How to find the range or domain of a function? This is a general question I'm asking, I really need it explained. Here's an example of what I mean:
The functions $f$ and $g$ are defined by
$f( x)= x^3 + 1$,     $0 ≤ x ≤ 3$
$g(x)= x + 5$,         $x \in \mathbb R$.
And I was asked to find the range of $g(f(x))$??
Which I got to be  $= x^3 + 6$.
But idk how to find the range and if  I was asked to state the domain in another case I wouldn't know how to.
 A: You can find the range of composition of two functions by following the composition step by step. Generally, the range consists of all numbers that the function can produce, given $x$ within a specified interval. First, you find what numbers can be produced by $f$ when given $x$ in $[0,3]$. Then you are to feed the output of $f$ into $g$ and see what $g$ outputs. 
It helps to pay attention to the intervals where each function is increasing or decreasing. As a matter of fact, $x^3+1$ is increasing for all $x\ge 0$. Thus, its range on the interval $[0,3]$ is the interval $[f(0),f(3)]$. Which is $[1,28]$. 
Next step is to find the range of  $g$ on the interval $[1,28]$. Again, it helps that $g$ is increasing. For this reason, the range is $[g(1),g(28)]$. Which is $[6,33]$. This is the range of the composite function as well. 
A: Define $h : \mathbb{R} \rightarrow \mathbb{R}$ as follows: $$h(x) = x^3+6.$$
The important thing is that we've chosen $h$ in such a way that the range of $g \circ f$ just simply equals $h([0,3]).$ So lets go ahead and find $h([0,3])$.
To get started, we need to know the following:

Theorem. Suppose $f : \mathbb{R} \rightarrow \mathbb{R}$ is a continuous function. Then $$f([a,b]) = \left[\mathop{\mathrm{min}}_{x \in [a,b]} f(x), \mathop{\mathrm{max}}_{x \in [a,b]} f(x)\right]$$

Therefore, since $h$ is continuous, we have: $$h([0,3]) = \left[\mathop{\mathrm{min}}_{x \in [0,3]} h(x), \mathop{\mathrm{max}}_{x \in [0,3]} h(x)\right]$$
Now lets use:

Theorem.

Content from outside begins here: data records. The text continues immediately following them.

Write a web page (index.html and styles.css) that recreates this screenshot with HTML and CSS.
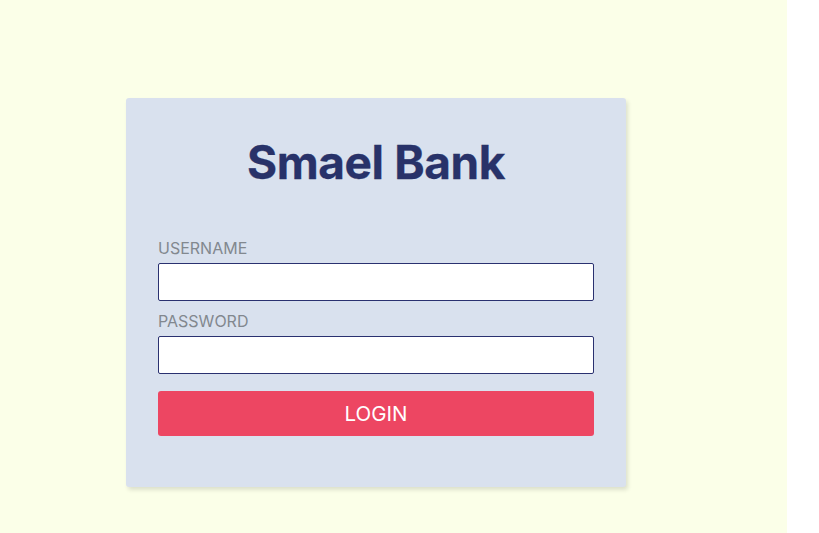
FILE: index.html
```html
<!DOCTYPE html>
<html lang="en">
<head>
<meta charset="utf-8">
<title>Smael Bank</title>
<link rel="stylesheet" href="styles.css">
</head>
<body>
<div class="page">
  <form class="card">
    <h1 class="title">Smael Bank</h1>
    <label class="label" for="username">USERNAME</label>
    <input class="input" id="username" type="text">
    <label class="label" for="password">PASSWORD</label>
    <input class="input" id="password" type="password">
    <button class="button" type="button">LOGIN</button>
  </form>
</div>
</body>
</html>
```
FILE: styles.css
```css
html, body {
  margin: 0;
  padding: 0;
  background: #ffffff;
}
.page {
  width: 787px;
  height: 533px;
  background: #fbffe8;
  padding: 98px 0 0 126px;
  box-sizing: border-box;
  font-family: Inter, "Noto Sans", sans-serif;
}
.card {
  width: 500px;
  height: 389px;
  box-sizing: border-box;
  background: #d9e1ee;
  border-radius: 3px;
  box-shadow: 2px 3px 4px rgba(0, 0, 0, 0.12);
  padding: 36px 32px 0 32px;
  display: flex;
  flex-direction: column;
}
.title {
  margin: 0 0 50px 0;
  text-align: center;
  font-size: 46px;
  font-weight: 700;
  color: #283269;
  letter-spacing: -0.4px;
  line-height: 56px;
  -webkit-text-stroke: 0.3px #283269;
}
.label {
  font-size: 16px;
  color: #82888f;
  line-height: 16px;
  margin-bottom: 7px;
}
.input {
  height: 38px;
  box-sizing: border-box;
  border: 1px solid #2a3170;
  border-radius: 2px;
  background: #fff;
  margin: 0 0 12px 0;
  padding: 0 8px;
}
.button {
  margin-top: 5px;
  height: 45px;
  border: none;
  border-radius: 3px;
  background: #ed4662;
  color: #fff;
  font-family: Inter, "Noto Sans", sans-serif;
  font-size: 20.5px;
}
```
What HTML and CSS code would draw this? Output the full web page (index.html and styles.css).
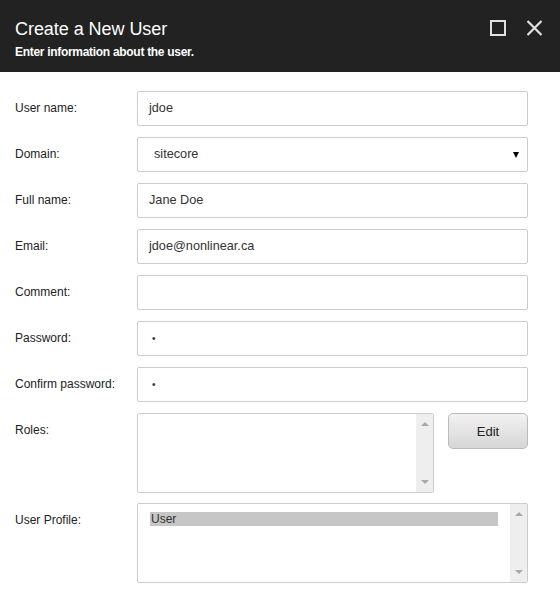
FILE: index.html
```html
<!DOCTYPE html>
<html>
<head>
<meta charset="utf-8">
<link rel="stylesheet" href="styles.css">
</head>
<body>
<div class="dialog">
  <header class="header">
    <div class="titles">
      <div class="title">Create a New User</div>
      <div class="subtitle">Enter information about the user.</div>
    </div>
    <div class="actions">
      <svg class="icon" width="16" height="16" viewBox="0 0 16 16"><rect x="1" y="1" width="14" height="14" fill="none" stroke="#e0e0e0" stroke-width="2"/></svg>
      <svg class="icon" width="17" height="16" viewBox="0 0 17 16"><path d="M1.5 1 L15.5 15 M15.5 1 L1.5 15" stroke="#e0e0e0" stroke-width="2.2" fill="none"/></svg>
    </div>
  </header>
  <main class="form">
    <div class="row"><div class="label">User name:</div><div class="field">jdoe</div></div>
    <div class="row"><div class="label">Domain:</div><div class="field select"><span>sitecore</span><span class="caret"></span></div></div>
    <div class="row"><div class="label">Full name:</div><div class="field">Jane Doe</div></div>
    <div class="row"><div class="label">Email:</div><div class="field">jdoe@nonlinear.ca</div></div>
    <div class="row"><div class="label">Comment:</div><div class="field"></div></div>
    <div class="row"><div class="label">Password:</div><div class="field pw">•</div></div>
    <div class="row"><div class="label">Confirm password:</div><div class="field pw">•</div></div>
    <div class="row tall">
      <div class="label">Roles:</div>
      <div class="roles-area">
        <div class="listbox roles"><div class="list-body"></div><div class="scrollbar"><span class="up"></span><span class="down"></span></div></div>
        <button class="btn">Edit</button>
      </div>
    </div>
    <div class="row tall profile-row">
      <div class="label">User Profile:</div>
      <div class="listbox profile"><div class="list-body"><div class="option">User</div></div><div class="scrollbar"><span class="up"></span><span class="down"></span></div></div>
    </div>
  </main>
</div>
</body>
</html>
```
FILE: styles.css
```css
* { box-sizing: border-box; }
html, body { margin: 0; padding: 0; background: #fff; }
body { font-family: "Liberation Sans", Arial, sans-serif; color: #222; width: 560px; height: 606px; overflow: hidden; }
.header { height: 72px; background: #222222; color: #fff; display: flex; justify-content: space-between; align-items: flex-start; padding: 0 17px 0 15px; }
.titles { padding-top: 18px; }
.title { font-size: 18px; line-height: 22px; letter-spacing: -0.05px; }
.subtitle { font-size: 12px; font-weight: bold; line-height: 14px; margin-top: 5px; letter-spacing: -0.3px; }
.actions { display: flex; gap: 20px; padding-top: 20px; }
.icon { display: block; }
.form { padding: 19px 32px 0 15px; display: flex; flex-direction: column; gap: 11px; }
.row { display: flex; height: 35px; }
.row.tall { height: 80px; }
.profile-row { margin-top: -1px; }
.label { width: 122px; flex: none; font-size: 12px; line-height: 35px; color: #222; }
.field { flex: 1; border: 1px solid #cccccc; border-radius: 2px; font-size: 12.7px; line-height: 33px; padding: 0 11px; color: #333; }
.field.select { display: flex; justify-content: space-between; align-items: center; padding: 0 8px 0 16px; }
.caret { width: 0; height: 0; border-left: 3.5px solid transparent; border-right: 3.5px solid transparent; border-top: 6px solid #000; margin-top: 1px; }
.field.pw { font-size: 10px; padding-left: 14px; }
.roles-area { flex: 1; display: flex; gap: 14px; align-items: flex-start; }
.listbox { border: 1px solid #cccccc; border-radius: 2px; display: flex; height: 80px; }
.roles { width: 297px; }
.profile { flex: 1; }
.list-body { flex: 1; padding: 8px 12px 0 12px; }
.option { background: #c6c6c6; font-size: 12px; line-height: 14px; color: #333; padding-left: 1px; }
.scrollbar { width: 17px; background: #eeeeee; position: relative; border-radius: 0 2px 2px 0; }
.up, .down { position: absolute; left: 5px; width: 0; height: 0; border-left: 4px solid transparent; border-right: 4px solid transparent; }
.up { top: 8px; border-bottom: 4px solid #a8a8a8; }
.down { bottom: 8px; border-top: 4px solid #a8a8a8; }
.btn { width: 80px; height: 36px; border: 1px solid #bbbbbb; border-radius: 5px; background: linear-gradient(#f2f2f2, #d6d6d6); font-family: "Liberation Sans", Arial, sans-serif; font-size: 13px; color: #222; padding: 0; }
```
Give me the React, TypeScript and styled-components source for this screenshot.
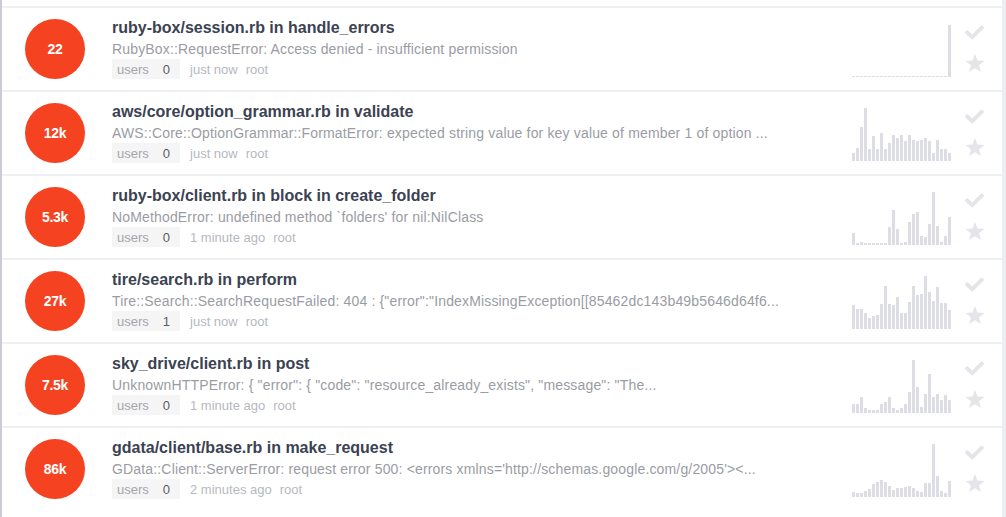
import styled, { createGlobalStyle } from 'styled-components';
import { FaCheck } from 'react-icons/fa';

const GlobalStyle = createGlobalStyle`
    * {
        box-sizing: border-box;
    }
    body {
        margin: 0;
        background: #ffffff;
        font-family: "Liberation Sans", Arial, sans-serif;
    }
`;

const Frame = styled.div`
    width: 1006px;
    height: 517px;
    overflow: hidden;
    border-left: 2px solid #c9cdd3;
    border-right: 4px solid #eceef2;
    background: #ffffff;
`;

const List = styled.div`
    padding-top: 6px;
    display: flex;
    flex-direction: column;
`;

const Row = styled.div`
    height: 84px;
    border-top: 2px solid #eff0f4;
    display: flex;
    align-items: flex-start;
    padding-left: 23px;
`;

const Count = styled.div`
    width: 60px;
    height: 60px;
    margin-top: 11px;
    border-radius: 50%;
    background: #f54321;
    color: #ffffff;
    font-size: 14px;
    font-weight: 700;
    letter-spacing: -0.3px;
    display: flex;
    align-items: center;
    justify-content: center;
    flex-shrink: 0;
`;

const Body = styled.div`
    flex: 1;
    min-width: 0;
    margin-left: 27px;
    padding-top: 10px;
`;

const Title = styled.div`
    font-size: 16px;
    line-height: 20px;
    font-weight: 700;
    color: #3b4251;
    white-space: nowrap;
`;

const Message = styled.div`
    margin-top: 1px;
    font-size: 14px;
    line-height: 20px;
    letter-spacing: 0.16px;
    color: #9a9ca4;
    white-space: nowrap;
    overflow: hidden;
`;

const Meta = styled.div`
    margin-top: 0;
    display: flex;
    align-items: center;
    height: 20px;
    font-size: 13px;
`;

const Badge = styled.span`
    height: 20px;
    display: flex;
    align-items: center;
    gap: 14px;
    padding: 0 10px 0 5px;
    background: #f5f5f6;
    color: #a3a5ab;
`;

const BadgeValue = styled.span`
    color: #5a5d64;
`;

const MetaText = styled.span<{ $first?: boolean }>`
    margin-left: ${(p) => (p.$first ? '10px' : '8px')};
    color: #b6b8bf;
`;

const Spark = styled.div`
    width: 100px;
    height: 53px;
    margin-top: 16px;
    display: flex;
    align-items: flex-end;
    gap: 1px;
    flex-shrink: 0;
`;

const Bar = styled.div`
    width: 3px;
    background: #dcdee4;
`;

const Actions = styled.div`
    width: 19px;
    margin: 0 18px 0 13px;
    padding-top: 15px;
    display: flex;
    flex-direction: column;
    align-items: center;
    gap: 12px;
    color: #e4e5e9;
    flex-shrink: 0;
`;

const Star = () => (
    <svg width="20" height="19" viewBox="0 0 20 19">
        <polygon
            fill="#e4e5e9"
            points="10,0 12.47,6.6 19.51,6.91 13.99,11.3 15.88,18.09 10,14.2 4.12,18.09 6.01,11.3 0.49,6.91 7.53,6.6"
        />
    </svg>
);

type Issue = {
    count: string;
    title: string;
    message: string;
    users: number;
    time: string;
    bars: number[];
};

const issues: Issue[] = [
    {
        count: '22',
        title: 'ruby-box/session.rb in handle_errors',
        message: 'RubyBox::RequestError: Access denied - insufficient permission',
        users: 0,
        time: 'just now',
        bars: [...Array(24).fill(1), 52],
    },
    {
        count: '12k',
        title: 'aws/core/option_grammar.rb in validate',
        message: 'AWS::Core::OptionGrammar::FormatError: expected string value for key value of member 1 of option ...',
        users: 0,
        time: 'just now',
        bars: [8, 13, 34, 53, 12, 25, 12, 28, 12, 18, 26, 23, 26, 20, 26, 21, 20, 21, 23, 20, 8, 21, 12, 12, 8],
    },
    {
        count: '5.3k',
        title: 'ruby-box/client.rb in block in create_folder',
        message: 'NoMethodError: undefined method `folders\' for nil:NilClass',
        users: 0,
        time: '1 minute ago',
        bars: [12, 2, 3, 2, 2, 2, 2, 2, 2, 18, 35, 16, 2, 3, 23, 31, 33, 9, 8, 21, 53, 19, 3, 9, 28],
    },
    {
        count: '27k',
        title: 'tire/search.rb in perform',
        message: 'Tire::Search::SearchRequestFailed: 404 : {"error":"IndexMissingException[[85462dc143b49b5646d64f6...',
        users: 1,
        time: 'just now',
        bars: [24, 20, 20, 16, 11, 13, 14, 25, 43, 25, 24, 32, 16, 16, 27, 43, 34, 35, 53, 37, 28, 42, 26, 26, 19],
    },
    {
        count: '7.5k',
        title: 'sky_drive/client.rb in post',
        message: 'UnknownHTTPError: { "error": { "code": "resource_already_exists", "message": "The...',
        users: 0,
        time: '1 minute ago',
        bars: [9, 9, 16, 5, 3, 3, 3, 9, 11, 16, 5, 3, 5, 9, 21, 53, 26, 6, 19, 39, 16, 19, 13, 18, 13],
    },
    {
        count: '86k',
        title: 'gdata/client/base.rb in make_request',
        message: 'GData::Client::ServerError: request error 500: <errors xmlns=\'http://schemas.google.com/g/2005\'><...',
        users: 0,
        time: '2 minutes ago',
        bars: [5, 4, 4, 6, 8, 13, 15, 17, 15, 11, 7, 9, 9, 10, 11, 9, 6, 5, 14, 14, 53, 21, 6, 4, 16],
    },
];

const App = () => {
    return (
        <Frame>
            <GlobalStyle />
            <List>
                {issues.map((issue) => (
                    <Row key={issue.title}>
                        <Count>{issue.count}</Count>
                        <Body>
                            <Title>{issue.title}</Title>
                            <Message>{issue.message}</Message>
                            <Meta>
                                <Badge>
                                    users
                                    <BadgeValue>{issue.users}</BadgeValue>
                                </Badge>
                                <MetaText $first>{issue.time}</MetaText>
                                <MetaText>root</MetaText>
                            </Meta>
                        </Body>
                        <Spark>
                            {issue.bars.map((h, i) => (
                                <Bar key={i} style={{ height: h }} />
                            ))}
                        </Spark>
                        <Actions>
                            <FaCheck size={19} />
                            <Star />
                        </Actions>
                    </Row>
                ))}
            </List>
        </Frame>
    );
};

export default App;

Suppose $f : \mathbb{R} \rightarrow \mathbb{R}$ is a function that preserves order on the interval $[a,b]$. Then it has a minimum and a maximum on this interval, and $$\mathop{\mathrm{min}}_{x \in [a,b]} f(x) = f(a), \qquad \mathop{\mathrm{max}}_{x \in [a,b]} f(x) = f(b)$$

Therefore, since $h$ preserves order, we have: $$h([0,3]) = [h(0), h(3)]= [6,33]$$
So the range of $g \circ f$ is $[6,33]$.